Given information:
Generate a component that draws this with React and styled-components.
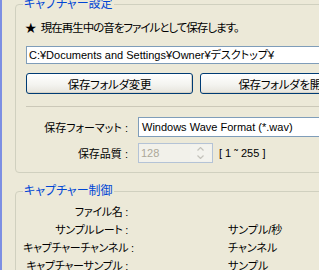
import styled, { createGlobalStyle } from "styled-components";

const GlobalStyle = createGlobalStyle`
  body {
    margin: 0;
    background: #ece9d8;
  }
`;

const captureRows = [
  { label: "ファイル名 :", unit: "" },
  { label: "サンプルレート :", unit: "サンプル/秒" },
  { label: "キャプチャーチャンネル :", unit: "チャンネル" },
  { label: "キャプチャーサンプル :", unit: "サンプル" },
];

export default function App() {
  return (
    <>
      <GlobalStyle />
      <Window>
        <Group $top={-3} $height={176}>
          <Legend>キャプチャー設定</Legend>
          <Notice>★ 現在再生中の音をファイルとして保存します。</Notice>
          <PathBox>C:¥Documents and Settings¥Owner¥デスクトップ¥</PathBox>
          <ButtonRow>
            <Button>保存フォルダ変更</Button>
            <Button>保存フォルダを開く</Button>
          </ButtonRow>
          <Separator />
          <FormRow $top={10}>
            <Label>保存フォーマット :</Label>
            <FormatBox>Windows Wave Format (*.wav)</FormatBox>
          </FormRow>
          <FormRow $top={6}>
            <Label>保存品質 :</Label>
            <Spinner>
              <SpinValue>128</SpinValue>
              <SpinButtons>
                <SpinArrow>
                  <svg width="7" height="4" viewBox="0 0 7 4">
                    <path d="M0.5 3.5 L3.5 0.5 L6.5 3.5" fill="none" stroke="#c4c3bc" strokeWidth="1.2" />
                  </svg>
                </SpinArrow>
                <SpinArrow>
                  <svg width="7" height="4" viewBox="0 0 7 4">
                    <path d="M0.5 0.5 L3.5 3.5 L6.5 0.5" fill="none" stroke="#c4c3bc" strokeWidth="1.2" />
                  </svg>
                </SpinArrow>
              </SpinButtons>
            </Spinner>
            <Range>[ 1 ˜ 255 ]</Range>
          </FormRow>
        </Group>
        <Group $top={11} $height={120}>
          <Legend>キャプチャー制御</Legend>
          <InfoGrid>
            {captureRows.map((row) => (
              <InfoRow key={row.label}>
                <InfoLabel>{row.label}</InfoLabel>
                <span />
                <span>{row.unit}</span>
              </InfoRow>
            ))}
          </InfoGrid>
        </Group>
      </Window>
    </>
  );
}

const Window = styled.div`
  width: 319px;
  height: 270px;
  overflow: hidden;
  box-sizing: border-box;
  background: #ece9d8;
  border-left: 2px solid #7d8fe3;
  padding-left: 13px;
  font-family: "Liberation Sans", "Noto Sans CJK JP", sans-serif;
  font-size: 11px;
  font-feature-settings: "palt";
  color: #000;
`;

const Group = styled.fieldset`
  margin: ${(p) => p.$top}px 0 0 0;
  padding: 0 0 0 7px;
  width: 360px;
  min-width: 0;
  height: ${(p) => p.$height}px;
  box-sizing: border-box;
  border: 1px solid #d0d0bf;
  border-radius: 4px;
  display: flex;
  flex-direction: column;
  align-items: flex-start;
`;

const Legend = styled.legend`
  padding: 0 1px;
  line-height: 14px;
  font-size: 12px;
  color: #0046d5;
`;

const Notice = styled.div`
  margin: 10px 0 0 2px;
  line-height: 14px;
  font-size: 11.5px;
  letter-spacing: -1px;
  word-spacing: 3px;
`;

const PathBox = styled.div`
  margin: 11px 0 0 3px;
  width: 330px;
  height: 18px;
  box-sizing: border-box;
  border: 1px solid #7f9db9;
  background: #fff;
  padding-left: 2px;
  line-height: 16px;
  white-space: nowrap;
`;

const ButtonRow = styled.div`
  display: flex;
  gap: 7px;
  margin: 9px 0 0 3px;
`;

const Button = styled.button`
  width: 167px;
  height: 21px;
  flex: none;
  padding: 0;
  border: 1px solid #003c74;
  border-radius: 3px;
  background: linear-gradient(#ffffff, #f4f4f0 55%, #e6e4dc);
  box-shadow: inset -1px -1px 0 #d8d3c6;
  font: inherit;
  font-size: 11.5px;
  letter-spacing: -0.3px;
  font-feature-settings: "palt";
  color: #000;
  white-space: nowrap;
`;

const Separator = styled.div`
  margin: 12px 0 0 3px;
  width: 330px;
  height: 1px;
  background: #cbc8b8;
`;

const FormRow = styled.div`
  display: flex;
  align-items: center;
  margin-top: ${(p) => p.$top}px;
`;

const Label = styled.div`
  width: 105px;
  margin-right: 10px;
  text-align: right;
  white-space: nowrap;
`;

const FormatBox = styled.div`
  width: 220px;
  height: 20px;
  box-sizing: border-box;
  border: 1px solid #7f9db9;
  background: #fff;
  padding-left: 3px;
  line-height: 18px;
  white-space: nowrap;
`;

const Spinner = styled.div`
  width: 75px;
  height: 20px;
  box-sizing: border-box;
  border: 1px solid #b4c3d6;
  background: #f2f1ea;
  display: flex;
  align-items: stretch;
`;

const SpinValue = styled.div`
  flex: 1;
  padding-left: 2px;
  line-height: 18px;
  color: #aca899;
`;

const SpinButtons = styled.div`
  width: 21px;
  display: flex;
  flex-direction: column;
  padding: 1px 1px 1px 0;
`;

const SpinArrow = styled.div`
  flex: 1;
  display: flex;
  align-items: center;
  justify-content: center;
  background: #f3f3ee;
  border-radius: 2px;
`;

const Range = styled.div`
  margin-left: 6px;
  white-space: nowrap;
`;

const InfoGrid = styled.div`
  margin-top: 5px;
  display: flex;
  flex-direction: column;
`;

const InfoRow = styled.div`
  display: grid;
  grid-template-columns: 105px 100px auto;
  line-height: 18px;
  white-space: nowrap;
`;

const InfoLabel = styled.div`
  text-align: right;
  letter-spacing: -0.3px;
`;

Exercise directions:
Keep the pictures out of the copy and return the rest of the data above exactly.

Completed exercise:
Generate a component that draws this with React and styled-components.
import styled, { createGlobalStyle } from "styled-components";

const GlobalStyle = createGlobalStyle`
  body {
    margin: 0;
    background: #ece9d8;
  }
`;

const captureRows = [
  { label: "ファイル名 :", unit: "" },
  { label: "サンプルレート :", unit: "サンプル/秒" },
  { label: "キャプチャーチャンネル :", unit: "チャンネル" },
  { label: "キャプチャーサンプル :", unit: "サンプル" },
];

export default function App() {
  return (
    <>
      <GlobalStyle />
      <Window>
        <Group $top={-3} $height={176}>
          <Legend>キャプチャー設定</Legend>
          <Notice>★ 現在再生中の音をファイルとして保存します。</Notice>
          <PathBox>C:¥Documents and Settings¥Owner¥デスクトップ¥</PathBox>
          <ButtonRow>
            <Button>保存フォルダ変更</Button>
            <Button>保存フォルダを開く</Button>
          </ButtonRow>
          <Separator />
          <FormRow $top={10}>
            <Label>保存フォーマット :</Label>
            <FormatBox>Windows Wave Format (*.wav)</FormatBox>
          </FormRow>
          <FormRow $top={6}>
            <Label>保存品質 :</Label>
            <Spinner>
              <SpinValue>128</SpinValue>
              <SpinButtons>
                <SpinArrow>
                  <svg width="7" height="4" viewBox="0 0 7 4">
                    <path d="M0.5 3.5 L3.5 0.5 L6.5 3.5" fill="none" stroke="#c4c3bc" strokeWidth="1.2" />
                  </svg>
                </SpinArrow>
                <SpinArrow>
                  <svg width="7" height="4" viewBox="0 0 7 4">
                    <path d="M0.5 0.5 L3.5 3.5 L6.5 0.5" fill="none" stroke="#c4c3bc" strokeWidth="1.2" />
                  </svg>
                </SpinArrow>
              </SpinButtons>
            </Spinner>
            <Range>[ 1 ˜ 255 ]</Range>
          </FormRow>
        </Group>
        <Group $top={11} $height={120}>
          <Legend>キャプチャー制御</Legend>
          <InfoGrid>
            {captureRows.map((row) => (
              <InfoRow key={row.label}>
                <InfoLabel>{row.label}</InfoLabel>
                <span />
                <span>{row.unit}</span>
              </InfoRow>
            ))}
          </InfoGrid>
        </Group>
      </Window>
    </>
  );
}

const Window = styled.div`
  width: 319px;
  height: 270px;
  overflow: hidden;
  box-sizing: border-box;
  background: #ece9d8;
  border-left: 2px solid #7d8fe3;
  padding-left: 13px;
  font-family: "Liberation Sans", "Noto Sans CJK JP", sans-serif;
  font-size: 11px;
  font-feature-settings: "palt";
  color: #000;
`;

const Group = styled.fieldset`
  margin: ${(p) => p.$top}px 0 0 0;
  padding: 0 0 0 7px;
  width: 360px;
  min-width: 0;
  height: ${(p) => p.$height}px;
  box-sizing: border-box;
  border: 1px solid #d0d0bf;
  border-radius: 4px;
  display: flex;
  flex-direction: column;
  align-items: flex-start;
`;

const Legend = styled.legend`
  padding: 0 1px;
  line-height: 14px;
  font-size: 12px;
  color: #0046d5;
`;

const Notice = styled.div`
  margin: 10px 0 0 2px;
  line-height: 14px;
  font-size: 11.5px;
  letter-spacing: -1px;
  word-spacing: 3px;
`;

const PathBox = styled.div`
  margin: 11px 0 0 3px;
  width: 330px;
  height: 18px;
  box-sizing: border-box;
  border: 1px solid #7f9db9;
  background: #fff;
  padding-left: 2px;
  line-height: 16px;
  white-space: nowrap;
`;

const ButtonRow = styled.div`
  display: flex;
  gap: 7px;
  margin: 9px 0 0 3px;
`;

const Button = styled.button`
  width: 167px;
  height: 21px;
  flex: none;
  padding: 0;
  border: 1px solid #003c74;
  border-radius: 3px;
  background: linear-gradient(#ffffff, #f4f4f0 55%, #e6e4dc);
  box-shadow: inset -1px -1px 0 #d8d3c6;
  font: inherit;
  font-size: 11.5px;
  letter-spacing: -0.3px;
  font-feature-settings: "palt";
  color: #000;
  white-space: nowrap;
`;

const Separator = styled.div`
  margin: 12px 0 0 3px;
  width: 330px;
  height: 1px;
  background: #cbc8b8;
`;

const FormRow = styled.div`
  display: flex;
  align-items: center;
  margin-top: ${(p) => p.$top}px;
`;

const Label = styled.div`
  width: 105px;
  margin-right: 10px;
  text-align: right;
  white-space: nowrap;
`;

const FormatBox = styled.div`
  width: 220px;
  height: 20px;
  box-sizing: border-box;
  border: 1px solid #7f9db9;
  background: #fff;
  padding-left: 3px;
  line-height: 18px;
  white-space: nowrap;
`;

const Spinner = styled.div`
  width: 75px;
  height: 20px;
  box-sizing: border-box;
  border: 1px solid #b4c3d6;
  background: #f2f1ea;
  display: flex;
  align-items: stretch;
`;

const SpinValue = styled.div`
  flex: 1;
  padding-left: 2px;
  line-height: 18px;
  color: #aca899;
`;

const SpinButtons = styled.div`
  width: 21px;
  display: flex;
  flex-direction: column;
  padding: 1px 1px 1px 0;
`;

const SpinArrow = styled.div`
  flex: 1;
  display: flex;
  align-items: center;
  justify-content: center;
  background: #f3f3ee;
  border-radius: 2px;
`;

const Range = styled.div`
  margin-left: 6px;
  white-space: nowrap;
`;

const InfoGrid = styled.div`
  margin-top: 5px;
  display: flex;
  flex-direction: column;
`;

const InfoRow = styled.div`
  display: grid;
  grid-template-columns: 105px 100px auto;
  line-height: 18px;
  white-space: nowrap;
`;

const InfoLabel = styled.div`
  text-align: right;
  letter-spacing: -0.3px;
`;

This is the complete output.